Opinion
2021-03527 Index 156496/15
06-03-2021
McGivney Kluger Clark & Intoccia, P.C., New York (Dean L. Pillarella of counsel), for appellants. Pollack, Pollack, Isaac & DeCicco, New York (Brian J. Isaac of counsel), for respondent.
McGivney Kluger Clark & Intoccia, P.C., New York (Dean L. Pillarella of counsel), for appellants.
Pollack, Pollack, Isaac & DeCicco, New York (Brian J. Isaac of counsel), for respondent.
Before: Acosta, P.J., Gische, Webber, González, JJ.
Order, Supreme Court, New York County (Lillian Wan, J.), entered on or about July 3, 2019, which, inter alia, denied defendants New Jersey Transit Corporation and Rennaud Pierrelouis's posttrial motion to set aside the jury's damages award of $400,000 for past pain and suffering and $400, 00 for future (21 years) pain and suffering and order a new trial on damages or, alternatively, to reduce the damages awards, unanimously affirmed, without costs.

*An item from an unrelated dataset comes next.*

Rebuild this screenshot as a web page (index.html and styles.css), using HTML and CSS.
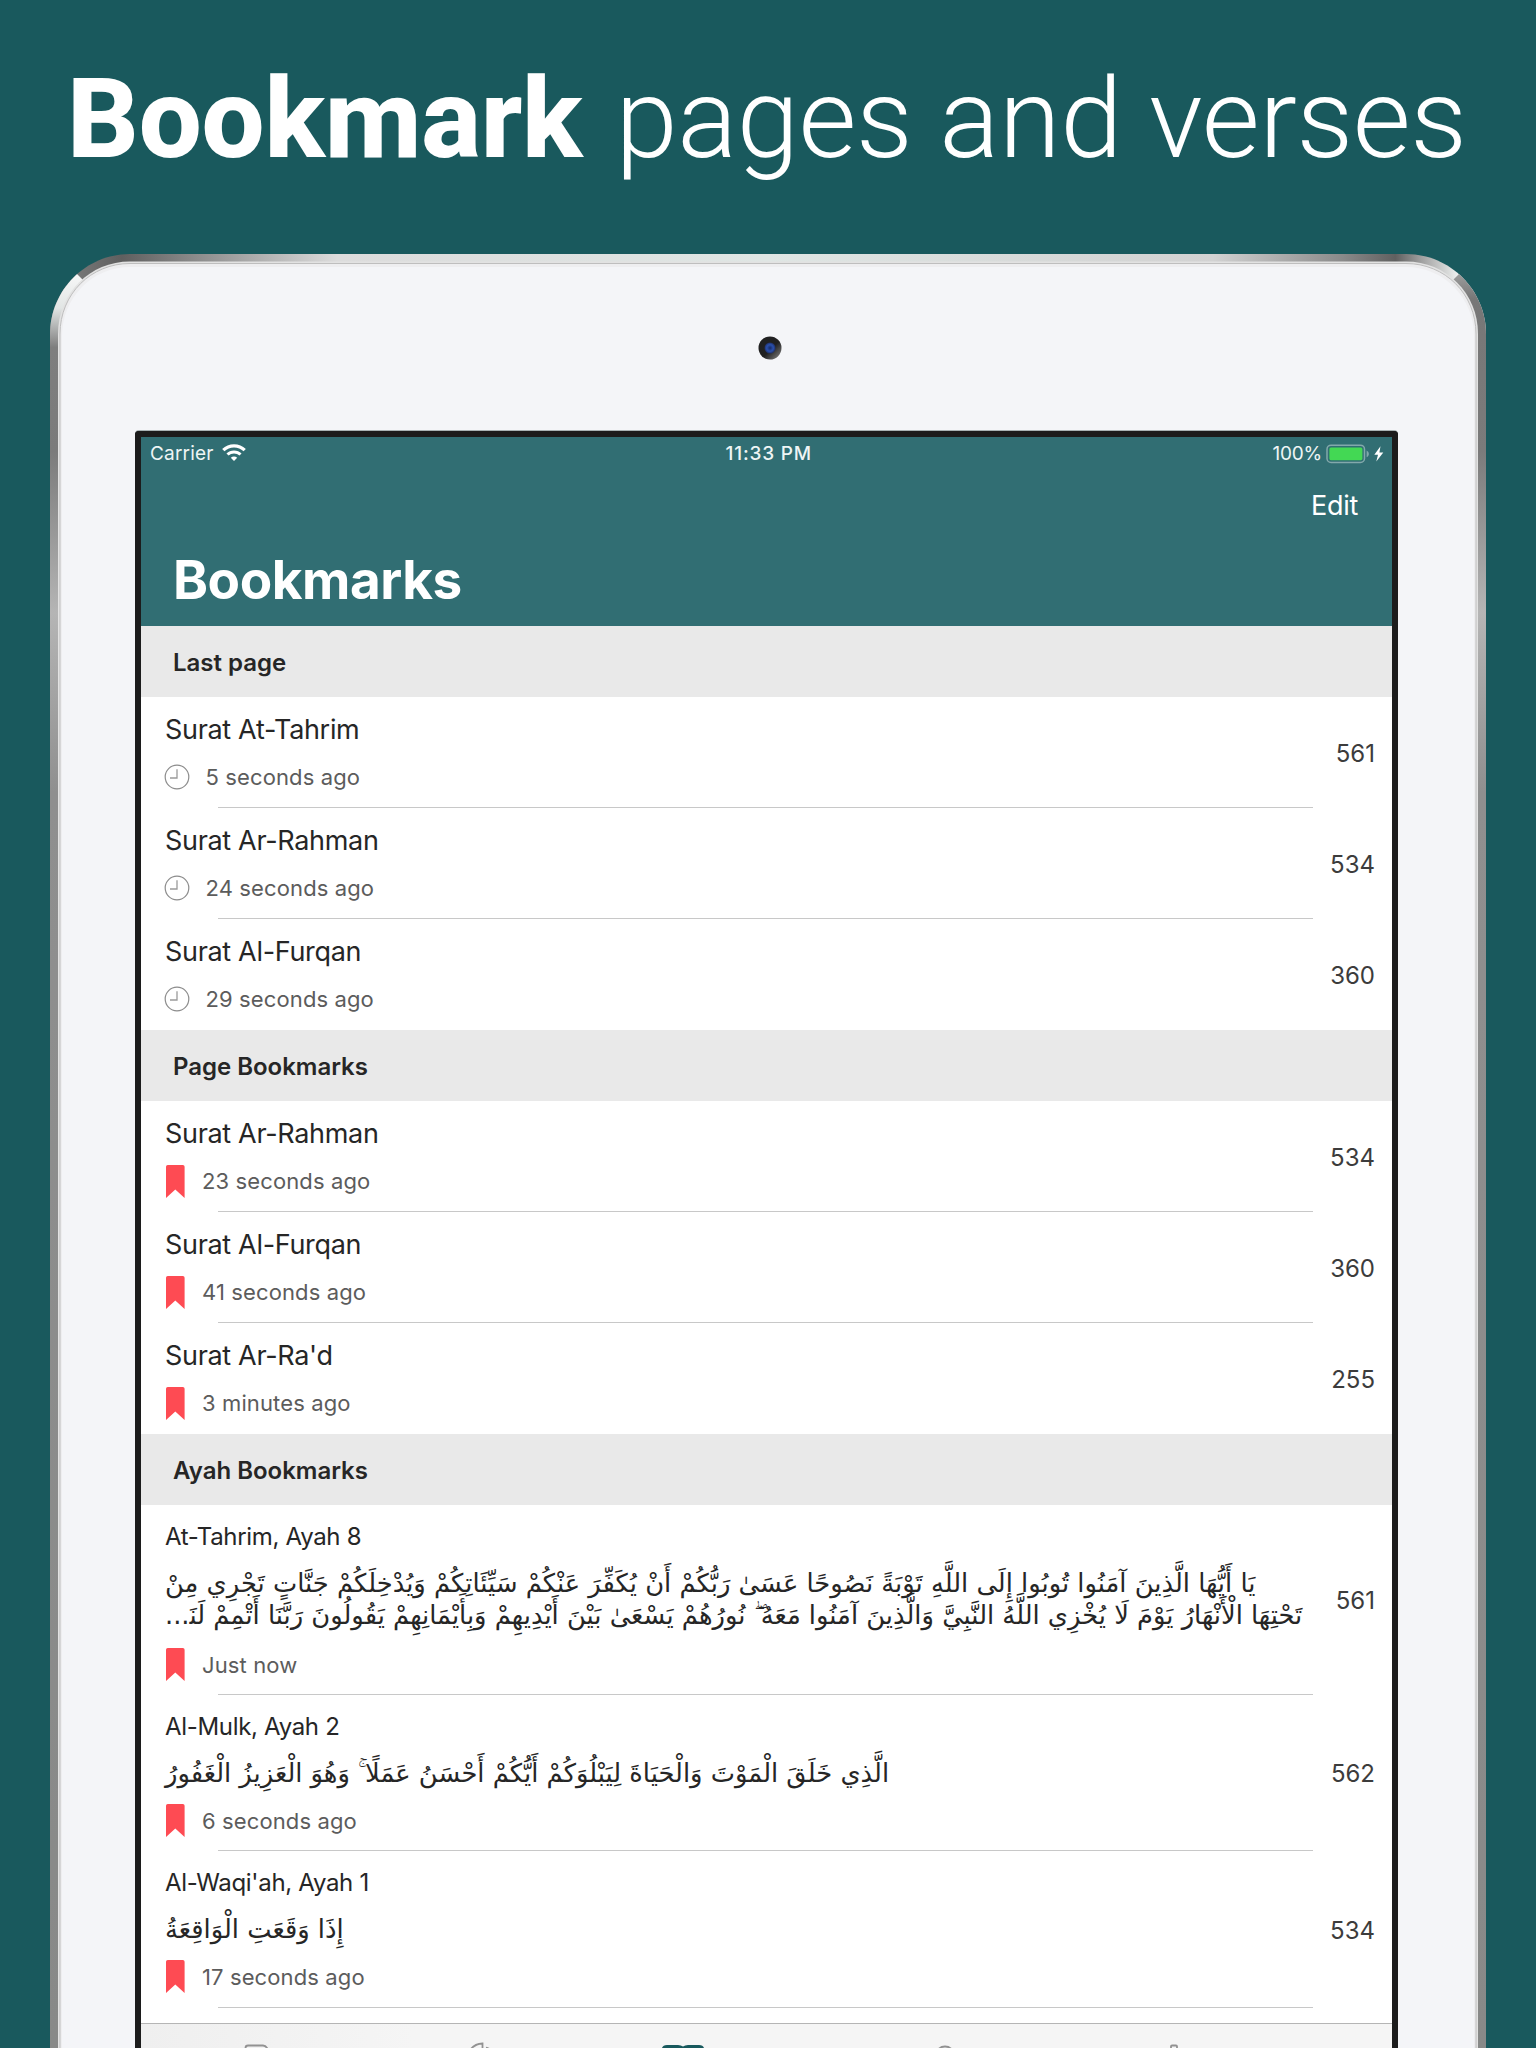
FILE: index.html
```
<!DOCTYPE html>
<html lang="en">
<head>
<meta charset="utf-8">
<title>Bookmark pages and verses</title>
<link rel="stylesheet" href="styles.css">
</head>
<body>
<svg class="defs" width="0" height="0" aria-hidden="true">
  <symbol id="clock" viewBox="0 0 26 26"><circle cx="13" cy="13" r="11.8" fill="none" stroke="#8c8c8c" stroke-width="1.2"/><path d="M13 5.2V14H6" fill="none" stroke="#9a9a9a" stroke-width="1.3"/></symbol>
  <symbol id="flag" viewBox="0 0 20 33"><path d="M1 1.8Q1 0 2.8 0H17.8Q19.6 0 19.6 1.8V33L10.3 24.6L1 33Z" fill="#fe4b53"/></symbol>
</svg>
<h1 class="headline"><b>Bookmark</b><span>pages and verses</span></h1>
<div class="device">
  <svg class="shell" viewBox="0 0 1436 1794" width="1436" height="1794" aria-hidden="true">
    <defs>
      <linearGradient id="top" x1="0" x2="1436" y1="0" y2="0" gradientUnits="userSpaceOnUse">
        <stop offset="0.018" stop-color="#777"/><stop offset="0.05" stop-color="#5f5f5f"/><stop offset="0.1" stop-color="#8a8a8a"/><stop offset="0.2" stop-color="#dcdcdc"/>
        <stop offset="0.5" stop-color="#dfe6e4"/><stop offset="0.81" stop-color="#d2d2d2"/><stop offset="0.9" stop-color="#8a8a8a"/><stop offset="0.937" stop-color="#606060"/><stop offset="0.955" stop-color="#a0a0a0"/><stop offset="0.98" stop-color="#eceeed"/>
      </linearGradient>
      <linearGradient id="left" x1="0" x2="0" y1="0" y2="1794" gradientUnits="userSpaceOnUse">
        <stop offset="0.012" stop-color="#f6f6f6"/><stop offset="0.03" stop-color="#e2e6e5"/><stop offset="0.052" stop-color="#7e7e7e"/><stop offset="0.11" stop-color="#7b7b7b"/><stop offset="0.2" stop-color="#b5b5b5"/><stop offset="0.3" stop-color="#8f8f8f"/><stop offset="1" stop-color="#888988"/>
      </linearGradient>
      <linearGradient id="right" x1="0" x2="0" y1="0" y2="1794" gradientUnits="userSpaceOnUse">
        <stop offset="0.012" stop-color="#9a9a9a"/><stop offset="0.025" stop-color="#777"/><stop offset="0.11" stop-color="#7b7b7b"/><stop offset="0.2" stop-color="#b5b5b5"/><stop offset="0.3" stop-color="#8f8f8f"/><stop offset="1" stop-color="#888988"/>
      </linearGradient>
      <clipPath id="outer"><path d="M0 1794V80C0 36 36 0 80 0H1356C1400 0 1436 36 1436 80V1794Z"/></clipPath>
    </defs>
    <g clip-path="url(#outer)">
      <rect width="1436" height="1794" fill="url(#top)"/>
      <path d="M0 -7L120 113V1794H0Z" fill="url(#left)"/>
      <path d="M1436 -7L1316 113V1794H1436Z" fill="url(#right)"/>
    </g>
    <path d="M8 1794V80C8 39 40 7.500 80 7.500H1356C1396 7.500 1428 39 1428 80V1794Z" fill="#e2e2e2"/>
    <path d="M10 1800V80C10 40 41 9.500 80 9.500H1356C1395 9.500 1426 40 1426 80V1800" fill="#eeeef0" stroke="#bebebe"/>
    <path d="M12 1794V82C12 44 42 13 80 13H1356C1394 13 1424 44 1424 82V1794Z" fill="#f4f5f8"/>
  </svg>
  <svg class="camera" viewBox="0 0 24 24" width="24" height="24" aria-hidden="true">
    <defs><linearGradient id="lens" x1="0" y1="0" x2="1" y2="1"><stop offset="0.55" stop-color="#202021"/><stop offset="1" stop-color="#8a8a8a"/></linearGradient>
    <radialGradient id="iris"><stop offset="0" stop-color="#152a66"/><stop offset="0.6" stop-color="#2b50ad"/><stop offset="1" stop-color="#1f2f66"/></radialGradient></defs>
    <circle cx="12" cy="12" r="11.500" fill="url(#lens)"/><circle cx="12" cy="12" r="5.500" fill="url(#iris)"/>
  </svg>
  <main class="screen">
    <header class="nav">
      <div class="status">
        <span class="carrier">Carrier</span>
        <svg class="wifi" viewBox="0 0 24 18" width="24" height="18"><g fill="none" stroke="#fff"><path d="M1.300 6.200C7.200 .3 16.800 .3 22.700 6.200" stroke-width="3.200"/><path d="M5.500 10.500C9 7 15 7 18.500 10.500" stroke-width="3"/></g><path d="M8.800 13.700C10.600 12 13.400 12 15.200 13.700L12 17Z" fill="#fff"/></svg>
        <span class="time">11:33 PM</span>
        <span class="percent">100%</span>
        <svg class="battery" viewBox="0 0 60 20" width="60" height="20"><rect x="1" y="1.200" width="37.500" height="17.300" rx="4" fill="none" stroke="#83a8ab" stroke-width="1.500"/><rect x="3.400" y="3.500" width="33" height="12.700" rx="1.600" fill="#43d854"/><path d="M40.600 6.500C43.600 8 43.600 11.800 40.600 13.300Z" fill="#83a8ab"/><path d="M54.500 2.200L48.300 10.700H52L50.300 17.500L57.300 8.600H53.400Z" fill="#fff"/></svg>
      </div>
      <div class="edit">Edit</div>
      <h2 class="title">Bookmarks</h2>
    </header>
    <h3 class="section">Last page</h3>
    <div class="row"><div class="info"><div class="name">Surat At-Tahrim</div><div class="meta recent"><svg width="26" height="26"><use href="#clock"/></svg>5 seconds ago</div></div><div class="page">561</div></div>
    <div class="row"><div class="info"><div class="name">Surat Ar-Rahman</div><div class="meta recent"><svg width="26" height="26"><use href="#clock"/></svg>24 seconds ago</div></div><div class="page">534</div></div>
    <div class="row last"><div class="info"><div class="name">Surat Al-Furqan</div><div class="meta recent"><svg width="26" height="26"><use href="#clock"/></svg>29 seconds ago</div></div><div class="page">360</div></div>
    <h3 class="section">Page Bookmarks</h3>
    <div class="row"><div class="info"><div class="name">Surat Ar-Rahman</div><div class="meta"><svg width="20" height="33"><use href="#flag"/></svg>23 seconds ago</div></div><div class="page">534</div></div>
    <div class="row"><div class="info"><div class="name">Surat Al-Furqan</div><div class="meta"><svg width="20" height="33"><use href="#flag"/></svg>41 seconds ago</div></div><div class="page">360</div></div>
    <div class="row last"><div class="info"><div class="name">Surat Ar-Ra'd</div><div class="meta"><svg width="20" height="33"><use href="#flag"/></svg>3 minutes ago</div></div><div class="page">255</div></div>
    <h3 class="section">Ayah Bookmarks</h3>
    <div class="row ayah long"><div class="info"><div class="name">At-Tahrim, Ayah 8</div>
      <div class="verse" lang="ar"><span dir="rtl">يَا أَيُّهَا الَّذِينَ آمَنُوا تُوبُوا إِلَى اللَّهِ تَوْبَةً نَصُوحًا عَسَىٰ رَبُّكُمْ أَنْ يُكَفِّرَ عَنْكُمْ سَيِّئَاتِكُمْ وَيُدْخِلَكُمْ جَنَّاتٍ تَجْرِي مِنْ</span><span dir="rtl">تَحْتِهَا الْأَنْهَارُ يَوْمَ لَا يُخْزِي اللَّهُ النَّبِيَّ وَالَّذِينَ آمَنُوا مَعَهُ ۖ نُورُهُمْ يَسْعَىٰ بَيْنَ أَيْدِيهِمْ وَبِأَيْمَانِهِمْ يَقُولُونَ رَبَّنَا أَتْمِمْ لَنَ&zwj;...</span></div>
      <div class="meta"><svg width="20" height="33"><use href="#flag"/></svg>Just now</div></div><div class="page">561</div></div>
    <div class="row ayah"><div class="info"><div class="name">Al-Mulk, Ayah 2</div>
      <div class="verse" lang="ar"><span dir="rtl">الَّذِي خَلَقَ الْمَوْتَ وَالْحَيَاةَ لِيَبْلُوَكُمْ أَيُّكُمْ أَحْسَنُ عَمَلًا ۚ وَهُوَ الْعَزِيزُ الْغَفُورُ</span></div>
      <div class="meta"><svg width="20" height="33"><use href="#flag"/></svg>6 seconds ago</div></div><div class="page">562</div></div>
    <div class="row ayah"><div class="info"><div class="name">Al-Waqi'ah, Ayah 1</div>
      <div class="verse" lang="ar"><span dir="rtl">إِذَا وَقَعَتِ الْوَاقِعَةُ</span></div>
      <div class="meta"><svg width="20" height="33"><use href="#flag"/></svg>17 seconds ago</div></div><div class="page">534</div></div>
    <nav class="tabs">
      <svg viewBox="0 0 1251 24" width="1251" height="24">
        <g fill="none" stroke="#929292" stroke-width="1.800"><path d="M104.500 30V24Q104.500 21.500 107 21.500H122Q124.500 21.500 126 24L128 28"/><path d="M328 28Q332 20 341.500 19.500V30M345 23.500Q349 24.500 351 28"/><path d="M1030 30V22.500Q1030 21.500 1031 21.500H1035Q1036 21.500 1036 22.500V30"/><circle cx="804" cy="32" r="9.500"/></g>
        <path d="M521 30V24Q522 21 526 21H537Q540 21 542 22.500Q544 21 547 21H558Q562 21 563 24V30Z" fill="#18595d"/>
      </svg>
    </nav>
  </main>
</div>
</body>
</html>
```
FILE: styles.css
```
* { box-sizing: border-box; margin: 0; padding: 0; }
body { width: 1536px; height: 2048px; overflow: hidden; background: #19595d; font-family: Inter, "Liberation Sans", sans-serif; color: #262626; }
.defs { position: absolute; }
.headline { display: flex; height: 254px; padding: 53px 0 0 67px; gap: 33px; color: #fff; font: 300 112px/131px Roboto, sans-serif; white-space: nowrap; }
.headline b { font-weight: 800; letter-spacing: -0.250px; }
.headline span { letter-spacing: -0.400px; }
.device { position: relative; width: 1436px; height: 1794px; margin: 0 50px; padding: 177px 0 0 85px; }
.shell { position: absolute; inset: 0; }
.camera { position: absolute; left: 707.500px; top: 81.500px; }
.screen { position: relative; width: 1263px; height: 1617px; border: 6px solid #1c1c1c; border-bottom: 0; border-radius: 4px 4px 0 0; box-shadow: 0 -1px 0 #a9b3b4; background: #fff; overflow: hidden; display: flex; flex-direction: column; }
.nav { height: 188.500px; flex: none; background: #316e73; color: #fff; }
.status { display: flex; align-items: center; height: 33px; padding: 0 6px 0 9px; font-size: 19px; color: #eef5f5; }
.carrier { width: 72px; letter-spacing: 0.2px; }
.time { flex: 1; text-align: center; padding-left: 19px; font-weight: 500; letter-spacing: 0.8px; }
.wifi { flex: none; margin-top: -2px; }
.percent { letter-spacing: -0.2px; margin-right: 4px; }
.battery { flex: none; }
.edit { height: 71px; padding: 0 34px 0 0; text-align: right; font-size: 27px; line-height: 71px; letter-spacing: -0.3px; }
.title { padding-left: 32px; font-size: 53px; line-height: 78px; font-weight: 700; letter-spacing: -0.450px; }
.section { flex: none; height: 71.500px; padding-left: 32px; background: #e9e9e9; font-size: 24px; line-height: 73px; font-weight: 600; letter-spacing: -0.020px; }
.row { position: relative; flex: none; display: flex; height: 110.850px; padding: 13.300px 17px 0 24px; }
.row:not(.last)::after { content: ""; position: absolute; left: 77px; right: 79px; bottom: 0; height: 1px; background: #c8c8c8; }
.info { flex: 1; }
.name { font-size: 27px; line-height: 40px; letter-spacing: -0.320px; }
.meta { display: flex; align-items: center; gap: 17px; height: 34px; margin-top: 10px; font-size: 22px; letter-spacing: 0.120px; color: #5c5c5c; }
.recent { gap: 15.500px; }
.recent svg { margin-left: -1px; }
.page { align-self: center; height: 40px; margin-top: -10px; font-size: 24px; line-height: 40px; color: #3c3c3c; }
.ayah { height: 156.300px; padding-top: 12px; }
.ayah.long { height: 190px; }
.ayah .name { font-size: 24px; }
.verse { padding-top: 9.500px; height: 56.500px; font: 25.750px/32.800px "DejaVu Sans", sans-serif; white-space: nowrap; }
.long .verse { height: 90.500px; }
.verse span { display: block; width: max-content; }
.ayah .meta { margin-top: 0; }
.tabs { position: absolute; left: 0; right: 0; bottom: 0; height: 25px; border-top: 1px solid #b5b5b5; background: linear-gradient(90deg, #efefef, #f5f5f5 22%); }
.tabs svg { display: block; }
```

Defendant New Jersey Transit waived its sovereign immunity defense (see Belfond v Petosa, __A.D.3d __ [1st Dept 2021] [decided herewith]). It did not place plaintiff or the court on notice of the defense by asserting it in its responsive pleadings, during pretrial litigation, at trial or in its posttrial motion. Indeed, it raised the issue for the first time on appeal. As the defense pre-dates Franchise Tax Bd. of California v Hyatt (__ U.S. __, 139 S.Ct. 1485 [2019]), and thus was available at the time New Jersey Transit served its answer, "[its] litigation conduct induced substantial reliance on that conduct by plaintiff and our court, and is inescapably a clear declaration to have our courts entertain this action" (Belfond, __ A.D.3d at __).
The jury's damages awards do not deviate materially from what would be reasonable compensation (CPLR 5501[c]; see, e.g. Thompson v Toscano, 166 A.D.3d 446 [1st Dept 2018]; Jones v New York Presbyt. Hosp., 158 A.D.3d 474 [1st Dept 2018]).